Nevertheless, PNB is confident of its investment in Sapura Energy. The fund said it gave its support to Sapura Energy’s fundraising exercise due to the arrangement for the group to restructure its debts and businesses.

“When supporting any rights issue for the purpose of recapitalisation of the investee company, PNB always imposes stringent conditions on the company concerned to ensure it is undertaken as part of a comprehensive restructuring plan that will deliver sustainable long-term value to shareholders,” the fund says in a written reply to The Edge’s questions

“In the case of Sapura Energy, PNB’s support was given following an arrangement for the company to undertake a restructuring exercise, to secure partnerships for its E&P and drilling businesses, to develop a clear plan to reduce its debt significantly and to undertake specific measures to improve its governance, and management of its compensation.

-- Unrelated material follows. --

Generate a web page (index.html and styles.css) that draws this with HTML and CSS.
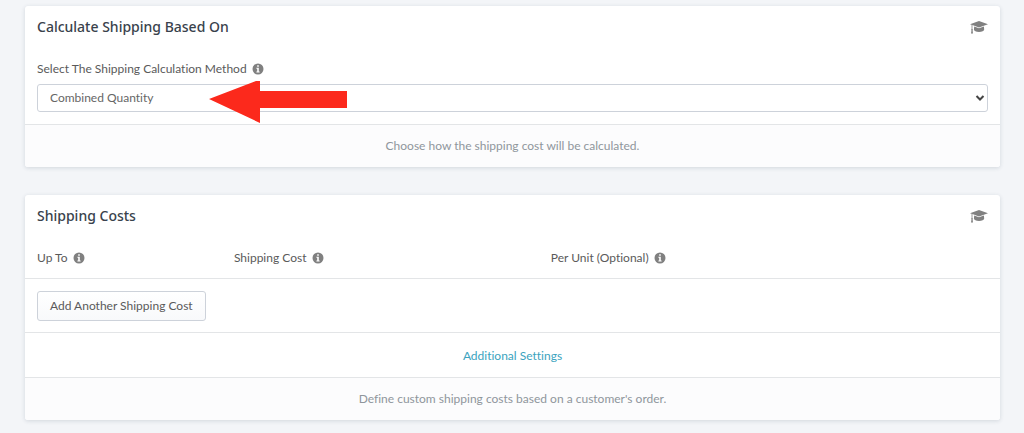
FILE: index.html
```html
<!DOCTYPE html>
<html lang="en">
<head>
    <meta charset="utf-8">
    <meta name="viewport" content="width=device-width, initial-scale=1">
    <title>Shipping</title>
    <link rel="stylesheet" href="styles.css">
</head>

<body>
    <!-- shared icons -->
    <svg class="sprite" aria-hidden="true">
        <symbol id="icon-cap" viewBox="0 0 18 14">
            <path d="M9 1 L18 4.2 L9 7.4 L2.4 5.1 L2.4 9 L3 9.8 L2.6 10.4 L3 13.4 L1 13.4 L1.5 10.4 L1.1 9.8 L1.6 9 L1.6 4.8 L0 4.2 Z" />
            <path d="M4.2 6.6 L9 8.3 L13.9 6.6 L14.2 9.6 C14.2 11 11.8 12 9 12 C6.2 12 3.9 11 3.9 9.6 Z" />
        </symbol>
        <symbol id="icon-info" viewBox="0 0 12 12">
            <path fill-rule="evenodd" d="M6 0.5 A5.5 5.5 0 1 1 6 11.5 A5.5 5.5 0 1 1 6 0.5 Z M5.2 2.2 V3.8 H6.8 V2.2 Z M4.4 4.8 V5.8 H5.2 V8.4 H4.4 V9.4 H7.6 V8.4 H6.8 V4.8 Z" />
        </symbol>
    </svg>

    <main class="page">
        <section class="card">
            <div class="card-header">
                <h2>Calculate Shipping Based On</h2>
                <a class="help" href="#" aria-label="Learn more"><svg class="cap"><use href="#icon-cap" /></svg></a>
            </div>
            <div class="card-body">
                <label for="method">Select The Shipping Calculation Method <svg class="info"><use href="#icon-info" /></svg></label>
                <div class="field">
                    <select id="method" name="method">
                        <option>Combined Quantity</option>
                    </select>
                    <svg class="chevron" viewBox="0 0 10 8" aria-hidden="true"><path d="M1.5 2 L5 5.5 L8.5 2" /></svg>
                    <svg class="arrow" viewBox="0 0 138 42" aria-hidden="true">
                        <path d="M0 18 L47 0 H51 V10 H138 V27 H51 V42 Z" />
                    </svg>
                </div>
            </div>
            <p class="card-footer">Choose how the shipping cost will be calculated.</p>
        </section>

        <section class="card">
            <div class="card-header">
                <h2>Shipping Costs</h2>
                <a class="help" href="#" aria-label="Learn more"><svg class="cap"><use href="#icon-cap" /></svg></a>
            </div>
            <table class="costs">
                <thead>
                    <tr>
                        <th class="col-upto">Up To <svg class="info"><use href="#icon-info" /></svg></th>
                        <th class="col-cost">Shipping Cost <svg class="info"><use href="#icon-info" /></svg></th>
                        <th>Per Unit (Optional) <svg class="info"><use href="#icon-info" /></svg></th>
                    </tr>
                </thead>
                <tbody>
                    <tr>
                        <td colspan="3"><button type="button">Add Another Shipping Cost</button></td>
                    </tr>
                </tbody>
            </table>
            <div class="card-link"><a href="#">Additional Settings</a></div>
            <p class="card-footer">Define custom shipping costs based on a customer's order.</p>
        </section>
    </main>
</body>
</html>
```

FILE: styles.css
```css
* {
    box-sizing: border-box;
}

body {
    margin: 0;
    background: #f3f5f8;
    color: #5a5a5a;
    font-family: Lato, "Open Sans", sans-serif;
    font-size: 12px;
    font-variant-ligatures: none;
    line-height: 18px;
}

.sprite {
    display: none;
}

.page {
    display: flex;
    flex-direction: column;
    gap: 28px;
    padding: 6px 24px 12px 25px;
}

/* Cards */
.card {
    background: #fff;
    border-radius: 3px;
    box-shadow: 0 1px 4px rgba(40, 60, 80, 0.16);
    overflow: hidden;
}

.card-header {
    display: flex;
    align-items: center;
    justify-content: space-between;
    height: 42px;
    padding: 0 12px;
}

.card-header h2 {
    margin: 0;
    color: #39424c;
    font-family: "Noto Sans", "Open Sans", sans-serif;
    font-size: 14px;
    font-weight: 500;
}

.help {
    display: flex;
}

.cap {
    width: 18px;
    height: 14px;
    fill: #808080;
}

.info {
    width: 12px;
    height: 12px;
    margin-left: 2px;
    fill: #808080;
    vertical-align: -2px;
}

.card-body {
    padding: 12px;
}

.card-body label {
    display: block;
    margin-bottom: 6px;
}

.card-footer {
    margin: 0;
    padding: 12px;
    border-top: 1px solid #e3e5e7;
    background: #fcfcfd;
    color: #8f969c;
    text-align: center;
}

/* Method drop-down */
.field {
    position: relative;
}

select {
    display: block;
    width: 100%;
    height: 28px;
    padding: 0 12px;
    appearance: none;
    background: #fff;
    border: 1px solid #cdd2da;
    border-radius: 3px;
    color: #666;
    font: inherit;
}

.chevron {
    position: absolute;
    top: 10px;
    right: 3px;
    width: 10px;
    height: 8px;
    fill: none;
    stroke: #444;
    stroke-width: 2;
    pointer-events: none;
}

.arrow {
    position: absolute;
    top: -3px;
    left: 172px;
    width: 138px;
    height: 42px;
    fill: #fc291c;
    pointer-events: none;
}

/* Costs table */
.costs {
    width: 100%;
    border-spacing: 0;
    table-layout: fixed;
}

.costs th {
    padding: 12px 12px 11px;
    font-weight: 400;
    text-align: left;
}

.costs td {
    padding: 12px 12px 11px;
    border-top: 1px solid #e3e5e7;
}

.col-upto {
    width: 20.2%;
}

.col-cost {
    width: 32.5%;
}

button {
    display: block;
    height: 30px;
    padding: 0 12px;
    background: linear-gradient(#fff, #f8f9fb);
    border: 1px solid #cdd2da;
    border-radius: 3px;
    color: #5a5a5a;
    font: inherit;
}

.card-link {
    padding: 14px 12px 12px;
    border-top: 1px solid #e3e5e7;
    text-align: center;
}

.card-link a {
    color: #3ba3be;
    text-decoration: none;
}
```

“Encouraging progress is already evident and there has been an increasing number of contract wins. The group’s contract wins to date in FY2019 stands at RM9.3 billion for its engineering, construction and drilling businesses,” it adds.

Besides its investment in Sapura Energy, PNB is also the largest shareholder of Velesto Energy Bhd, an oil and gas services provider that had also tapped the fund through the issuance of rights shares. PNB subscribed for 2.7 billion Velesto rights shares at 30 sen apiece in September 2017.

As at last Friday, Velesto was trading at 19.5 sen per share, or 35% lower than the price of the rights shares subscribed by PNB.

Despite the still lacklustre share price performance of Velesto, PNB says the results from its debt reduction and cost rationalisation exercise have been impactful, with net debt reduced by RM3.2 billion to RM1.2 billion, translating into a much more sustainable net gearing ratio of 0.4 times.

“The company is now generating strong positive Ebitda (earnings before interest, taxes, depreciation and amortisation) and is close to breaking even and on track to achieve profitability in the coming year, in a more stable environment for the O&G industry,” the fund says.